Exclusion in Society
There are experiences of exclusion in society; most of them we are aware of, but like many unpleasant things, rarely do we dwell on them unless there is a dramatic shift by a large group of people, set on changing the status quo. Why is it we think it is a question of status quo? We assume it is and see protesting as the most productive means of change.
Someone once said demography is truth, so looking at disability statistically in a population we need to see figures that function as laws therefore functioning as true statements, but not necessarily as statements about the world. Taking the UK, every 1 in 5 persons is disabled, or in other words over 7 million people or 18% of the working-age population in Britain are disabled as defined as by the Equality Act 2010. More than 4.1 million disabled people are in work.
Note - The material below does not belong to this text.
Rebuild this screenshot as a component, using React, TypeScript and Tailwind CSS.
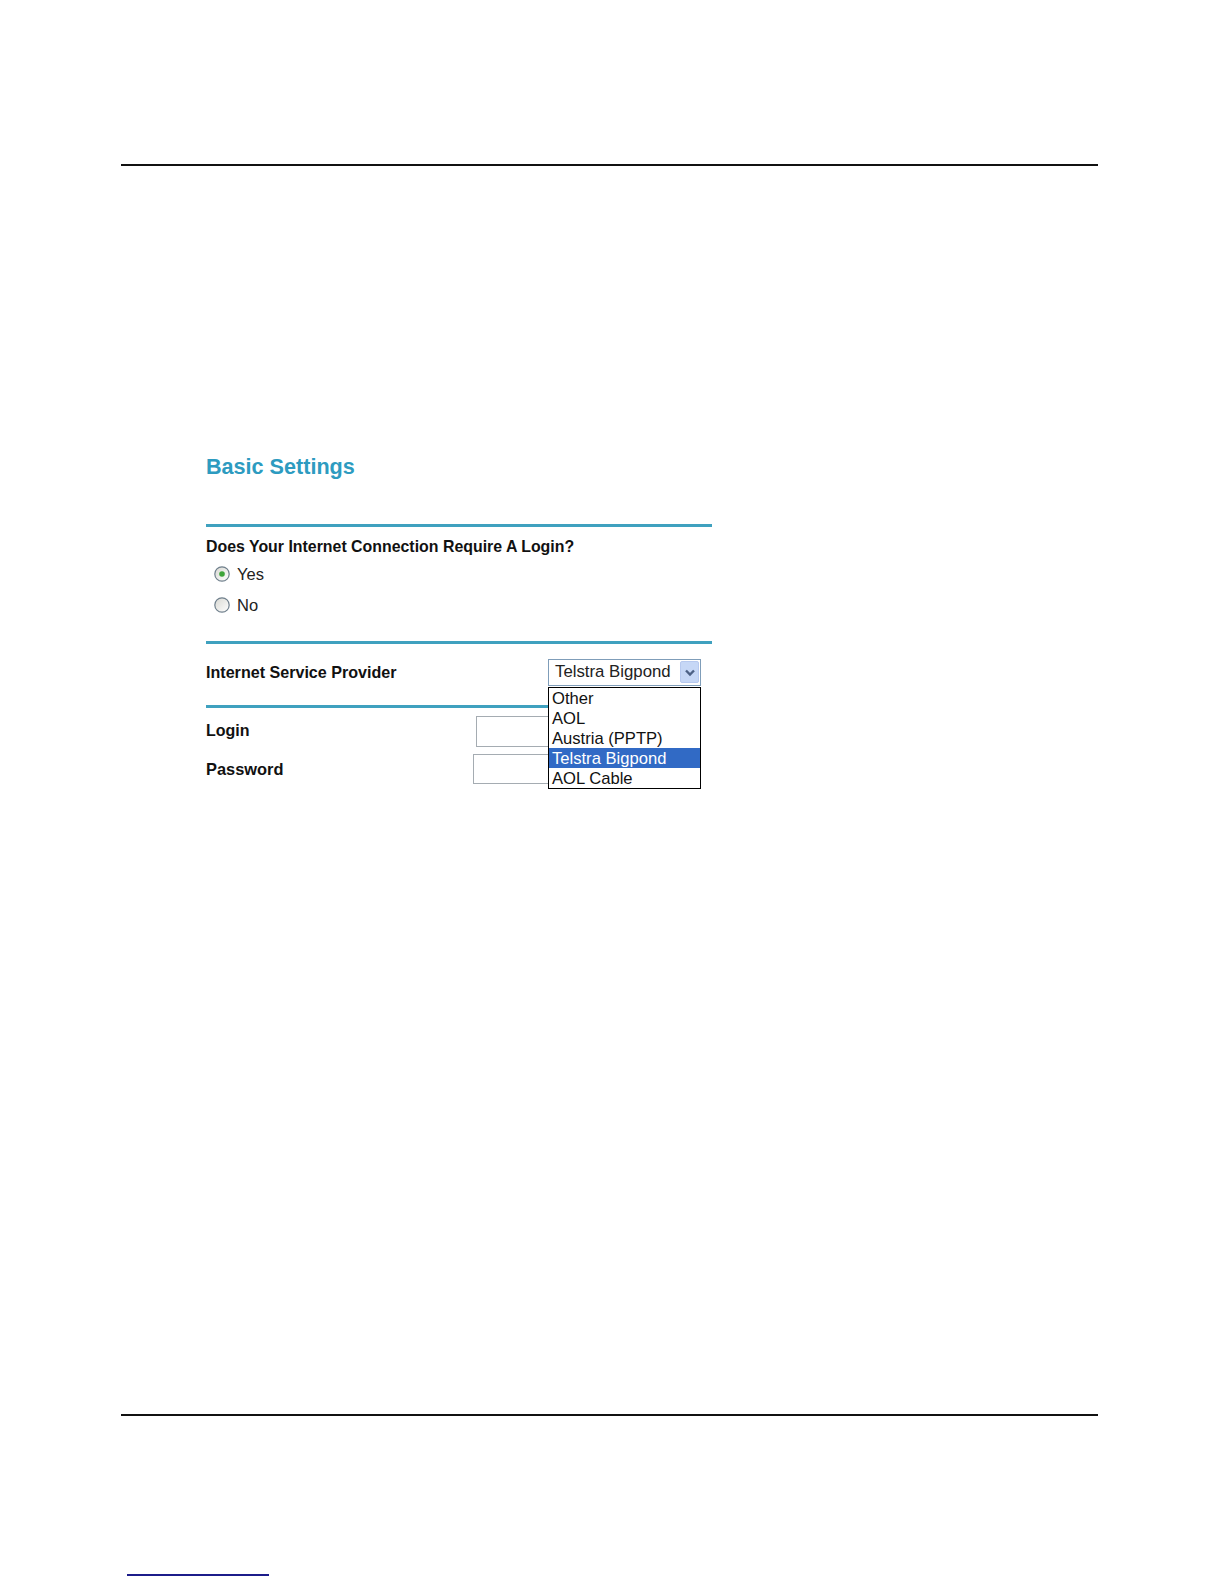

Would it be better to express this by saying disabled people are more than twice likely to be unemployed as non-disabled people? Lastly, the total spending power of families with at least one disabled person is estimated at £274 billion a year. What is true, is that regardless of defining someone as disabled, statistics do not allow for a system suitable to account for their employability and inclusivity. There is a gap, and it lies in ideology.
Lack of Inclusivity in the Workplace
By calling into question the whole ideology on what is perceived as disability, lack of inclusivity in the workplace could be the key to the highly discriminatory statistic that 1 in 3 people see disabled people as being less productive than non-disabled people. Yet films and famous actors have advocated inclusivity and one among them is Kurt Yaeger. The Casting Directors Society of America has just made him their actor of the month, he is also a below-the-knee amputee. ‘’A democratic civilization will save itself only if it makes the language of the image into a stimulus for critical reflection — not an invitation for hypnosis’’, Zizek. So let us imagine the hypnotic state of those who watch the high-profile films with Kurt Yaeger and never realize that he is living proof of the antithesis of the ideological bias of what disability is and isn’t. What is the action needed to address the ‘’ideologically blind forces’’ that exist within society to exclude the disabled? More importantly how should they be fought? With technology comes brilliance of a kind that ideology cannot defeat; could we imagine a world without the voice of Stephen Hawking? Technology brought his voice and views home to us. There must be a revolution in thinking and technology together, to overcome the resisters to inclusive technology for the ideal workplace.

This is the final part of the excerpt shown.